How was it? In two words: damn pleasant. I relaxed, worked, ate so-so meals, read and really slept. The train was several hours late, but so what?
Although airport screening is far more organized now, it's still a nuisance. Whenever I go through the process, how I envy those perfect, practiced pirouettes performed by George Clooney in "Up in the Air."
New Senior Benefits: Smart Marketing
In its zeal to make traveling safer after 9/11, the Transportation Security Administration (TSA) randomly pulled every Nth person from the line and did a random search. Old folks in wheelchairs, as well as small children, were patted down. The resultant publicity was disastrous.
So for those of us over 75, the TSA has lightened up the rules. Oldsters can:
• Leave on shoes and light jackets through security checkpoints.
• Undergo an additional pass through Advanced Imaging Technology (AIT) to clear any anomalies detected during screening.

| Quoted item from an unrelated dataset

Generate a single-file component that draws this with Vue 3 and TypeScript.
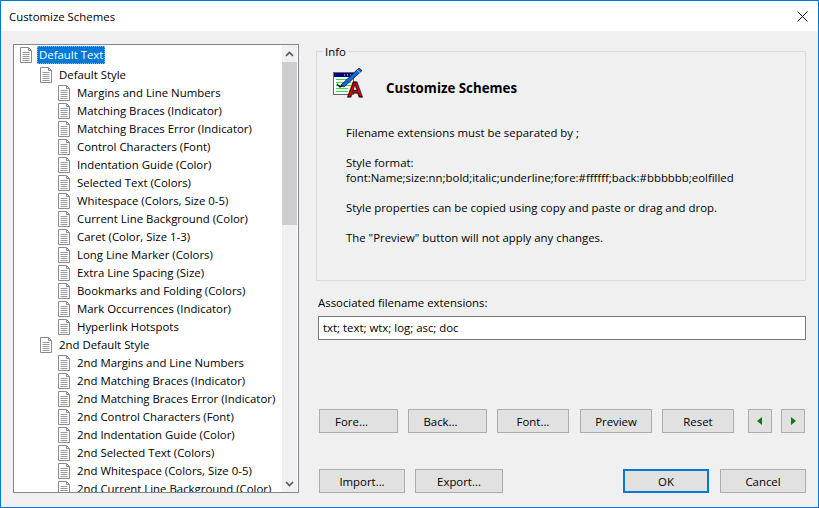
<script setup lang="ts">
const tail = ['Margins and Line Numbers', 'Matching Braces (Indicator)', 'Matching Braces Error (Indicator)', 'Control Characters (Font)', 'Indentation Guide (Color)', 'Selected Text (Colors)', 'Whitespace (Colors, Size 0-5)', 'Current Line Background (Color)']
const first = [...tail, 'Caret (Color, Size 1-3)', 'Long Line Marker (Colors)', 'Extra Line Spacing (Size)', 'Bookmarks and Folding (Colors)', 'Mark Occurrences (Indicator)', 'Hyperlink Hotspots']
const second = tail.map((t) => '2nd ' + t)
const infoLines = ['Filename extensions must be separated by ;', '', 'Style format:', 'font:Name;size:nn;bold;italic;underline;fore:#ffffff;back:#bbbbbb;eolfilled', '', 'Style properties can be copied using copy and paste or drag and drop.', '', 'The "Preview" button will not apply any changes.']
</script>

<template>
  <div class="dialog">
    <header class="titlebar">
      <span>Customize Schemes</span>
      <svg class="close" width="11" height="11" viewBox="0 0 11 11"><path d="M.5.5l10 10M10.5.5l-10 10" stroke="#111" fill="none" /></svg>
    </header>
    <main class="body">
      <section class="tree">
        <div class="tree-list">
          <div class="row root">
            <svg class="doc" width="12" height="16" viewBox="0 0 12 16"><path d="M.5.5h8l3 3v12H.5zM8.5.5v3h3" fill="#fff" stroke="#8a8a8a" /><path d="M2.5 5.5h7M2.5 7.5h7M2.5 9.5h7M2.5 11.5h7M2.5 13.5h7" stroke="#9a9a9a" /></svg>
            <span class="selected">Default Text</span>
          </div>
          <div class="row style">
            <svg class="doc" width="12" height="16" viewBox="0 0 12 16"><path d="M.5.5h8l3 3v12H.5zM8.5.5v3h3" fill="#fff" stroke="#8a8a8a" /><path d="M2.5 5.5h7M2.5 7.5h7M2.5 9.5h7M2.5 11.5h7M2.5 13.5h7" stroke="#9a9a9a" /></svg>
            <span>Default Style</span>
          </div>
          <div v-for="t in first" :key="t" class="row leaf">
            <svg class="doc" width="12" height="16" viewBox="0 0 12 16"><path d="M.5.5h8l3 3v12H.5zM8.5.5v3h3" fill="#fff" stroke="#8a8a8a" /><path d="M2.5 5.5h7M2.5 7.5h7M2.5 9.5h7M2.5 11.5h7M2.5 13.5h7" stroke="#9a9a9a" /></svg>
            <span>{{ t }}</span>
          </div>
          <div class="row style">
            <svg class="doc" width="12" height="16" viewBox="0 0 12 16"><path d="M.5.5h8l3 3v12H.5zM8.5.5v3h3" fill="#fff" stroke="#8a8a8a" /><path d="M2.5 5.5h7M2.5 7.5h7M2.5 9.5h7M2.5 11.5h7M2.5 13.5h7" stroke="#9a9a9a" /></svg>
            <span>2nd Default Style</span>
          </div>
          <div v-for="t in second" :key="t" class="row leaf">
            <svg class="doc" width="12" height="16" viewBox="0 0 12 16"><path d="M.5.5h8l3 3v12H.5zM8.5.5v3h3" fill="#fff" stroke="#8a8a8a" /><path d="M2.5 5.5h7M2.5 7.5h7M2.5 9.5h7M2.5 11.5h7M2.5 13.5h7" stroke="#9a9a9a" /></svg>
            <span>{{ t }}</span>
          </div>
        </div>
        <div class="scrollbar">
          <div class="sb-btn"><svg width="9" height="6" viewBox="0 0 9 6"><path d="M1 5l3.5-3.5L8 5" stroke="#555" stroke-width="1.6" fill="none" /></svg></div>
          <div class="thumb"></div>
          <div class="sb-space"></div>
          <div class="sb-btn"><svg width="9" height="6" viewBox="0 0 9 6"><path d="M1 1l3.5 3.5L8 1" stroke="#555" stroke-width="1.6" fill="none" /></svg></div>
        </div>
      </section>
      <section class="right">
        <fieldset class="info">
          <legend>Info</legend>
          <div class="info-head">
            <svg class="logo" width="32" height="32" viewBox="0 0 32 32">
              <rect x=".5" y="5.5" width="20" height="22" fill="#fff" stroke="#666" />
              <rect x="1" y="6" width="19" height="4" fill="#000080" />
              <path d="M11 8h1M14 8h1M17 8h1" stroke="#fff" />
              <path d="M3 12.500h15M3 15.500h15M3 18.500h15M3 21.500h12M3 24.500h12" stroke="#2ee04a" />
              <path d="M4 17l3 3 6-3" stroke="#000" stroke-width="1.4" fill="none" />
              <path d="M8 18L26 1l3 2.500L11 20z" fill="#1266e0" stroke="#000" stroke-width=".7" />
              <path d="M24 3l3 2.500" stroke="#8fd0ff" />
              <text x="14" y="30" class="logo-a">A</text>
            </svg>
            <span>Customize Schemes</span>
          </div>
          <p v-for="(l, i) in infoLines" :key="i" class="line">{{ l }}</p>
        </fieldset>
        <label class="assoc">Associated filename extensions:</label>
        <div class="input">txt; text; wtx; log; asc; doc</div>
        <div class="btn-row mid">
          <button class="b79 off">Fore...</button>
          <button class="b79 off">Back...</button>
          <button class="b72">Font...</button>
          <button class="b72 preview">Preview</button>
          <button class="b72">Reset</button>
          <button class="arrow first"><svg width="6" height="8" viewBox="0 0 6 8"><path d="M5 0v8L0 4z" fill="#0a7a0a" /></svg></button>
          <button class="arrow"><svg width="6" height="8" viewBox="0 0 6 8"><path d="M1 0v8l5-4z" fill="#0a7a0a" /></svg></button>
        </div>
        <div class="btn-row bottom">
          <button class="b86">Import...</button>
          <button class="b88">Export...</button>
          <span class="grow"></span>
          <button class="b86 ok">OK</button>
          <button class="b86">Cancel</button>
        </div>
      </section>
    </main>
  </div>
</template>

<style>
html, body { margin: 0; padding: 0; }
</style>

<style scoped>
.dialog {
  width: 819px; height: 508px; box-sizing: border-box;
  border: 1px solid #0078d7; background: #f0f0f0;
  font: 11.4px "Open Sans", "Noto Sans", sans-serif; color: #000;
  display: flex; flex-direction: column; overflow: hidden;
}
.titlebar {
  height: 30px; flex: none; background: #fff; display: flex; align-items: center;
  justify-content: space-between; padding: 0 10px 0 8px;
}
.close { display: block; }
.body { flex: 1; display: flex; padding: 13px 12px 13px 12px; min-height: 0; }
.tree {
  width: 286px; height: 449px; box-sizing: border-box; flex: none;
  border: 1px solid #828790; background: #fff; display: flex;
}
.tree-list { flex: 1; overflow: hidden; padding-top: 1px; min-width: 0; }
.row { height: 18px; display: flex; align-items: center; white-space: nowrap; }
.row span { line-height: 18px; }
.doc { flex: none; }
.root { padding-left: 6px; margin-bottom: 2px; }
.root .doc { margin-right: 5px; }
.selected { background: #0078d7; color: #fff; padding: 0 2px; outline: 1px dotted #7fb9e8; outline-offset: -1px; }
.style { padding-left: 26px; }
.style .doc { margin-right: 7px; }
.leaf { padding-left: 44px; }
.leaf .doc { margin-right: 7px; }
.scrollbar { width: 15px; flex: none; background: #f0f0f0; display: flex; flex-direction: column; margin-right: 1px; }
.sb-btn { height: 17px; display: flex; align-items: center; justify-content: center; flex: none; }
.thumb { height: 163px; background: #cdcdcd; flex: none; }
.sb-space { flex: 1; }
.right { flex: 1; margin-left: 17px; display: flex; flex-direction: column; min-width: 0; }
.info {
  margin: 0; padding: 0; height: 237px; box-sizing: border-box; flex: none;
  border: 1px solid #dcdcdc; min-width: 0;
}
.info legend { padding: 0 2px; margin-left: 6px; line-height: 15px; }
.info-head { display: flex; align-items: center; margin: 0 0 0 16px; height: 58px; }
.info-head span { font-weight: 700; font-size: 13.3px; margin-left: 21px; }
.logo { display: block; align-self: flex-start; margin-top: 8px; }
.logo-a { font: 700 22px "Liberation Sans", sans-serif; fill: #e80000; stroke: #000; stroke-width: .8px; }
.line { margin: 0 0 0 29px; height: 15px; line-height: 15px; white-space: nowrap; }
.info-head + .line { margin-top: 8px; }
.assoc { margin: 14px 0 0 2px; line-height: 16px; }
.input {
  margin: 5px 0 0 2px; height: 24px; box-sizing: border-box; border: 1px solid #7a7a7a; background: #fff;
  line-height: 22px; padding-left: 4px; width: 488px;
}
.btn-row { display: flex; flex: none; gap: 10px; }
.mid { margin: 69px 0 0 3px; }
.bottom { margin: 36px 0 0 3px; }
.grow { flex: 1; }
button {
  height: 24px; box-sizing: border-box; border: 1px solid #adadad; background: #e1e1e1;
  font: inherit; color: #000; padding: 0; display: flex; align-items: center; justify-content: center; flex: none;
}
.b79 { width: 79px; }
.b72 { width: 72px; }
.b86 { width: 86px; }
.b88 { width: 88px; }
.off { padding-right: 14px; }
.preview { margin-left: 1px; }
.arrow { width: 24px; margin-left: -1px; }
.arrow.first { margin-left: 4px; }
.ok { border: 2px solid #0078d7; margin-right: 1px; }
</style>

On several recent flights, Peggy and I found ourselves in the new TSA Precheck program line. It has even looser rules.
For years, Peggy and I were road warriors. We flew a lot and never made trouble. Presumably, some database recognized us as no threat. So maybe the Feds were giving us a free sample of TSA Precheck. Not only did we have to go through fewer hassles, but also the TSA Precheck lines were a lot shorter.